The only way to me that made sense was in a more realistic tone, and taking on the idea of symbolism. The take on the idea that [Bruce Wayne] would see himself as a symbol who would motivate the good of Gotham to actually start working on their own, so he would be a catalyst for change, and tip the scales. And that's always going to be a temporary process. To me it only made sense if you were looking at going okay, “I’m going to do this until the point where it's not needed. So we followed it through very much into “The Dark Knight.”
Oh yeah, a big reason the three films are one big film. I'm just being honest with people when I say we never intended to make a trilogy. What I'm being honest about is we never sat down and wrote a trilogy. Because I feel that to do it that way, you would be limiting the possibilities. What I wanted to do was live the trilogy with the characters, grow them, and take the time to develop the thing over years from the inside.
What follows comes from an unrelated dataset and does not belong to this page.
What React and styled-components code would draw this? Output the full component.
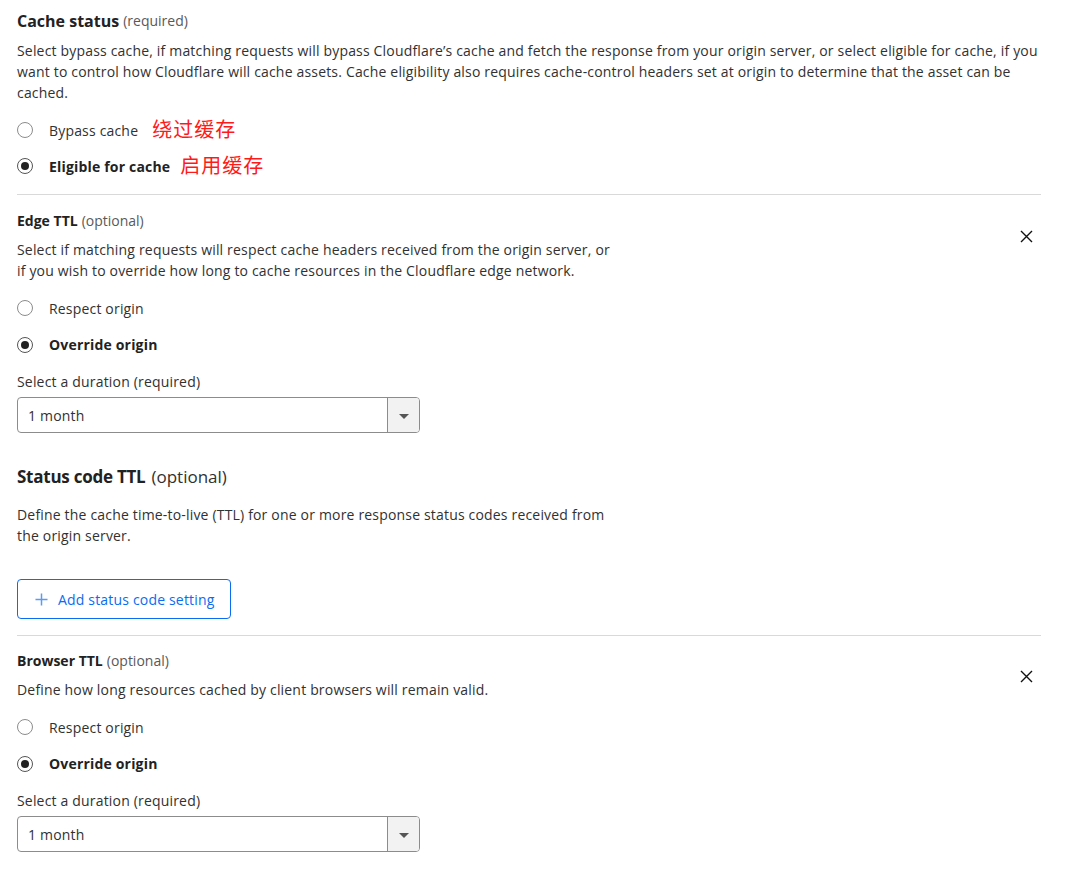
import React from "react";
import styled, { createGlobalStyle } from "styled-components";

const Global = createGlobalStyle`
  html, body { margin: 0; padding: 0; background: #fff; }
  body {
    font-family: "Open Sans", "Noto Sans", "Noto Sans CJK SC", sans-serif;
    color: #313131;
    letter-spacing: 0.18px;
    -webkit-font-smoothing: antialiased;
  }
  * { box-sizing: border-box; }
`;

const Page = styled.div`
  width: 1024px;
  margin-left: 17px;
  padding-top: 10px;
  display: flex;
  flex-direction: column;
`;

const Section = styled.section`
  display: grid;
  grid-template-columns: 1fr auto;
  padding: ${(p) => p.$pad || "0"};
`;

const Content = styled.div`
  display: flex;
  flex-direction: column;
`;

const Title = styled.div`
  font-size: ${(p) => (p.$large ? "17px" : p.$mid ? "16px" : "14px")};
  line-height: ${(p) => (p.$large ? "24px" : "22px")};
  height: ${(p) => (p.$large ? "24px" : p.$mid ? "22px" : "20px")};
  display: flex;
  align-items: center;
  gap: ${(p) => (p.$large ? "6px" : "4px")};
  b {
    font-weight: 700;
    color: #222;
    letter-spacing: ${(p) => (p.$large ? "-0.25px" : "0")};
  }
  span {
    font-weight: 400;
    color: ${(p) => (p.$large ? "#313131" : "#595959")};
    font-size: ${(p) => (p.$large ? "17px" : "14px")};
    letter-spacing: 0;
  }
`;

const Desc = styled.p`
  margin: ${(p) => p.$m || "8px 0 0"};
  font-size: 14px;
  line-height: 21px;
  max-width: ${(p) => p.$w || "none"};
  color: #313131;
`;

const Radios = styled.div`
  display: flex;
  flex-direction: column;
  margin-top: ${(p) => p.$mt || "9px"};
`;

const RadioRow = styled.label`
  display: flex;
  align-items: center;
  height: ${(p) => p.$h || "36.5px"};
  font-size: 14px;
  font-weight: ${(p) => (p.$checked ? 700 : 400)};
  color: ${(p) => (p.$checked ? "#222" : "#313131")};
`;

const Circle = styled.span`
  width: 16px;
  height: 16px;
  border-radius: 50%;
  border: 1px solid ${(p) => (p.$checked ? "#555" : "#8c8c8c")};
  margin-right: 16px;
  display: flex;
  align-items: center;
  justify-content: center;
  flex-shrink: 0;
  &::after {
    content: "";
    width: 8px;
    height: 8px;
    border-radius: 50%;
    background: #222;
    display: ${(p) => (p.$checked ? "block" : "none")};
  }
`;

const Note = styled.span`
  font-family: "Noto Sans CJK SC", sans-serif;
  color: #ff1a1a;
  font-size: 20px;
  letter-spacing: 1px;
  font-weight: 400;
  margin-left: ${(p) => p.$ml || "14px"};
  position: relative;
  top: -2px;
`;

const Divider = styled.hr`
  border: 0;
  border-top: 1px solid #d9d9d9;
  margin: ${(p) => p.$m || "0"};
  width: 1024px;
`;

const FieldLabel = styled.div`
  font-size: 14px;
  line-height: 20px;
  margin-top: 9px;
`;

const Select = styled.div`
  margin-top: 5px;
  width: 403px;
  height: 36px;
  border: 1px solid #8c8c8c;
  border-radius: 4px;
  display: flex;
  overflow: hidden;
`;

const SelectValue = styled.div`
  flex: 1;
  display: flex;
  align-items: center;
  padding-left: 10px;
  font-size: 14px;
  color: #313131;
`;

const SelectArrow = styled.div`
  width: 32px;
  border-left: 1px solid #8c8c8c;
  background: #f2f2f2;
  display: flex;
  align-items: center;
  justify-content: center;
  &::after {
    content: "";
    border-left: 5px solid transparent;
    border-right: 5px solid transparent;
    border-top: 5px solid #555;
    margin-top: 2px;
  }
`;

const CloseBtn = styled.button`
  background: none;
  border: 0;
  padding: 0;
  margin: ${(p) => p.$m || "0"};
  width: 20px;
  height: 20px;
  display: flex;
  align-items: center;
  justify-content: center;
  cursor: pointer;
  align-self: start;
`;

const AddButton = styled.button`
  align-self: flex-start;
  margin-top: 33px;
  height: 40px;
  padding: 0 15px 0 17px;
  border: 1px solid #0a6cf0;
  border-radius: 4px;
  background: #fff;
  color: #0a6cf0;
  font-family: inherit;
  font-size: 14px;
  letter-spacing: 0.18px;
  display: flex;
  align-items: center;
  gap: 10px;
  cursor: pointer;
`;

const CloseIcon = () => (
  <svg width="13" height="13" viewBox="0 0 13 13">
    <path d="M1 1L12 12M12 1L1 12" stroke="#111" strokeWidth="1.4" />
  </svg>
);

const PlusIcon = () => (
  <svg width="13" height="13" viewBox="0 0 13 13">
    <path d="M6.5 0.5V12.5M0.5 6.5H12.5" stroke="#5b9bf5" strokeWidth="1.5" />
  </svg>
);

const Radio = ({ checked, children, h }) => (
  <RadioRow $checked={checked} $h={h}>
    <Circle $checked={checked} />
    {children}
  </RadioRow>
);

const Duration = () => (
  <>
    <FieldLabel>Select a duration (required)</FieldLabel>
    <Select>
      <SelectValue>1 month</SelectValue>
      <SelectArrow />
    </Select>
  </>
);

export default function App() {
  return (
    <>
      <Global />
      <Page>
        <Section>
          <Content>
            <Title $mid>
              <b>Cache status</b>
              <span>(required)</span>
            </Title>
            <Desc $m="8px 0 0">
              Select bypass cache, if matching requests will bypass Cloudflare’s cache and fetch the response from your origin server, or select eligible for cache, if you want to control how Cloudflare will cache assets. Cache eligibility also requires cache-control headers set at origin to determine that the asset can be cached.
            </Desc>
            <Radios $mt="9px">
              <Radio h="36px">
                Bypass cache<Note>绕过缓存</Note>
              </Radio>
              <Radio checked h="36px">
                Eligible for cache<Note $ml="10px">启用缓存</Note>
              </Radio>
            </Radios>
          </Content>
        </Section>

        <Divider $m="10px 0 16px" />

        <Section>
          <Content>
            <Title>
              <b>Edge TTL</b>
              <span>(optional)</span>
            </Title>
            <Desc $w="600px">
              Select if matching requests will respect cache headers received from the origin server, or if you wish to override how long to cache resources in the Cloudflare edge network.
            </Desc>
            <Radios>
              <Radio>Respect origin</Radio>
              <Radio checked>Override origin</Radio>
            </Radios>
            <Duration />
          </Content>
          <CloseBtn $m="15px 5px 0 0" aria-label="Remove">
            <CloseIcon />
          </CloseBtn>
        </Section>

        <Section $pad="32px 0 0">
          <Content>
            <Title $large>
              <b>Status code TTL</b>
              <span>(optional)</span>
            </Title>
            <Desc $w="600px" $m="15px 0 0">
              Define the cache time-to-live (TTL) for one or more response status codes received from the origin server.
            </Desc>
            <AddButton>
              <PlusIcon />
              Add status code setting
            </AddButton>
          </Content>
        </Section>

        <Divider $m="16px 0 15px" />

        <Section>
          <Content>
            <Title>
              <b>Browser TTL</b>
              <span>(optional)</span>
            </Title>
            <Desc $w="600px">
              Define how long resources cached by client browsers will remain valid.
            </Desc>
            <Radios>
              <Radio>Respect origin</Radio>
              <Radio checked>Override origin</Radio>
            </Radios>
            <Duration />
          </Content>
          <CloseBtn $m="15px 5px 0 0" aria-label="Remove">
            <CloseIcon />
          </CloseBtn>
        </Section>
      </Page>
    </>
  );
}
I talk about his writing from the inside -- we're changing and growing with the characters and the world is changing with the characters. We're trying to reflect that in the storytelling but always knowing that in loose terms, this is Bruce Wayne’s story. It has a beginning, it has a middle and it has an end. And we essentially knew what that was upfront.
As much as it’s Bruce Wayne’s story, it seems to be the story of a city, almost the battle for the soul of Gotham.
Yes, it is. I think that was very relevant when we first looked at what constitutes Batman. What is the character of Batman? In looking at the comics and the history of the comics, really Gotham, his relationship with the city is a very defining feature of why Batman exists and who he is. In terms of the canvas of the film, we went outside Gotham. We did that in order to suggest the idea to the audience that Gotham is not a village. That you're subtracting, as sometimes in the TV show or the Tim Burton movies, there was this slightly claustrophobic nature of the world.